** START OF Data lines **

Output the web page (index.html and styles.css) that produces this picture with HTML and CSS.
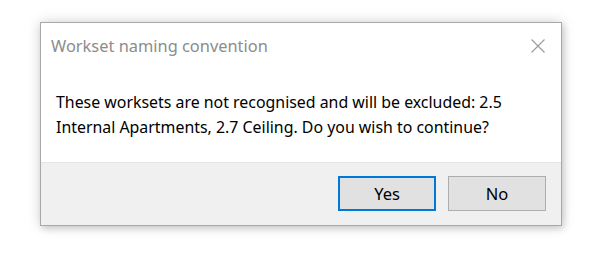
FILE: index.html
```html
<!DOCTYPE html>
<html>
<head>
<meta charset="utf-8">
<link rel="stylesheet" href="styles.css">
</head>
<body>
<div class="dialog">
  <div class="titlebar">
    <span class="title">Workset naming convention</span>
    <svg class="close" width="14" height="14" viewBox="0 0 14 14"><path d="M0.5 0.5 L13.5 13.5 M13.5 0.5 L0.5 13.5" stroke="#9a9a9a" stroke-width="1.1" fill="none"/></svg>
  </div>
  <div class="content">
    <p class="message">These worksets are not recognised and will be excluded: 2.5 Internal Apartments, 2.7 Ceiling. Do you wish to continue?</p>
  </div>
  <div class="footer">
    <button class="btn btn-default">Yes</button>
    <button class="btn">No</button>
  </div>
</div>
</body>
</html>
```
FILE: styles.css
```css
html, body {
  margin: 0;
  padding: 0;
  background: #ffffff;
}
body {
  width: 600px;
  height: 260px;
  font-family: "Noto Sans", "Open Sans", sans-serif;
  padding: 22px 0 0 40px;
  box-sizing: border-box;
}
.dialog {
  width: 522px;
  height: 204px;
  box-sizing: border-box;
  border: 1px solid #a8a8a8;
  background: #ffffff;
  box-shadow: 0 0 12px rgba(0,0,0,0.18), 2px 3px 6px rgba(0,0,0,0.12);
  display: flex;
  flex-direction: column;
}
.titlebar {
  height: 44px;
  display: flex;
  align-items: center;
  justify-content: space-between;
  padding: 0 16px 0 10px;
}
.title {
  font-size: 16.4px;
  color: #8c8c8c;
  padding-top: 1px;
}
.close {
  display: block;
  margin-top: 1px;
}
.content {
  flex: 1;
  padding: 23px 16px 0 15px;
}
.message {
  margin: 0;
  font-size: 15.9px;
  line-height: 25px;
  color: #000;
}
.footer {
  height: 63px;
  box-sizing: border-box;
  background: #f0f0f0;
  border-top: 1px solid #e4e4e4;
  display: flex;
  justify-content: flex-end;
  align-items: flex-start;
  gap: 12px;
  padding: 13px 15px 0 0;
}
.btn {
  width: 98px;
  height: 35px;
  box-sizing: border-box;
  border: 1px solid #adadad;
  background: #e1e1e1;
  font-family: inherit;
  font-size: 16.5px;
  color: #000;
  padding: 0;
  margin: 0;
}
.btn-default {
  border: 2px solid #0078d7;
}
```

** END OF Data lines **

Aim of the task: What is needed is an exact reproduction of the data, pictures excluded.

Complete answer:
Output the web page (index.html and styles.css) that produces this picture with HTML and CSS.
FILE: index.html
```html
<!DOCTYPE html>
<html>
<head>
<meta charset="utf-8">
<link rel="stylesheet" href="styles.css">
</head>
<body>
<div class="dialog">
  <div class="titlebar">
    <span class="title">Workset naming convention</span>
    <svg class="close" width="14" height="14" viewBox="0 0 14 14"><path d="M0.5 0.5 L13.5 13.5 M13.5 0.5 L0.5 13.5" stroke="#9a9a9a" stroke-width="1.1" fill="none"/></svg>
  </div>
  <div class="content">
    <p class="message">These worksets are not recognised and will be excluded: 2.5 Internal Apartments, 2.7 Ceiling. Do you wish to continue?</p>
  </div>
  <div class="footer">
    <button class="btn btn-default">Yes</button>
    <button class="btn">No</button>
  </div>
</div>
</body>
</html>
```
FILE: styles.css
```css
html, body {
  margin: 0;
  padding: 0;
  background: #ffffff;
}
body {
  width: 600px;
  height: 260px;
  font-family: "Noto Sans", "Open Sans", sans-serif;
  padding: 22px 0 0 40px;
  box-sizing: border-box;
}
.dialog {
  width: 522px;
  height: 204px;
  box-sizing: border-box;
  border: 1px solid #a8a8a8;
  background: #ffffff;
  box-shadow: 0 0 12px rgba(0,0,0,0.18), 2px 3px 6px rgba(0,0,0,0.12);
  display: flex;
  flex-direction: column;
}
.titlebar {
  height: 44px;
  display: flex;
  align-items: center;
  justify-content: space-between;
  padding: 0 16px 0 10px;
}
.title {
  font-size: 16.4px;
  color: #8c8c8c;
  padding-top: 1px;
}
.close {
  display: block;
  margin-top: 1px;
}
.content {
  flex: 1;
  padding: 23px 16px 0 15px;
}
.message {
  margin: 0;
  font-size: 15.9px;
  line-height: 25px;
  color: #000;
}
.footer {
  height: 63px;
  box-sizing: border-box;
  background: #f0f0f0;
  border-top: 1px solid #e4e4e4;
  display: flex;
  justify-content: flex-end;
  align-items: flex-start;
  gap: 12px;
  padding: 13px 15px 0 0;
}
.btn {
  width: 98px;
  height: 35px;
  box-sizing: border-box;
  border: 1px solid #adadad;
  background: #e1e1e1;
  font-family: inherit;
  font-size: 16.5px;
  color: #000;
  padding: 0;
  margin: 0;
}
.btn-default {
  border: 2px solid #0078d7;
}
```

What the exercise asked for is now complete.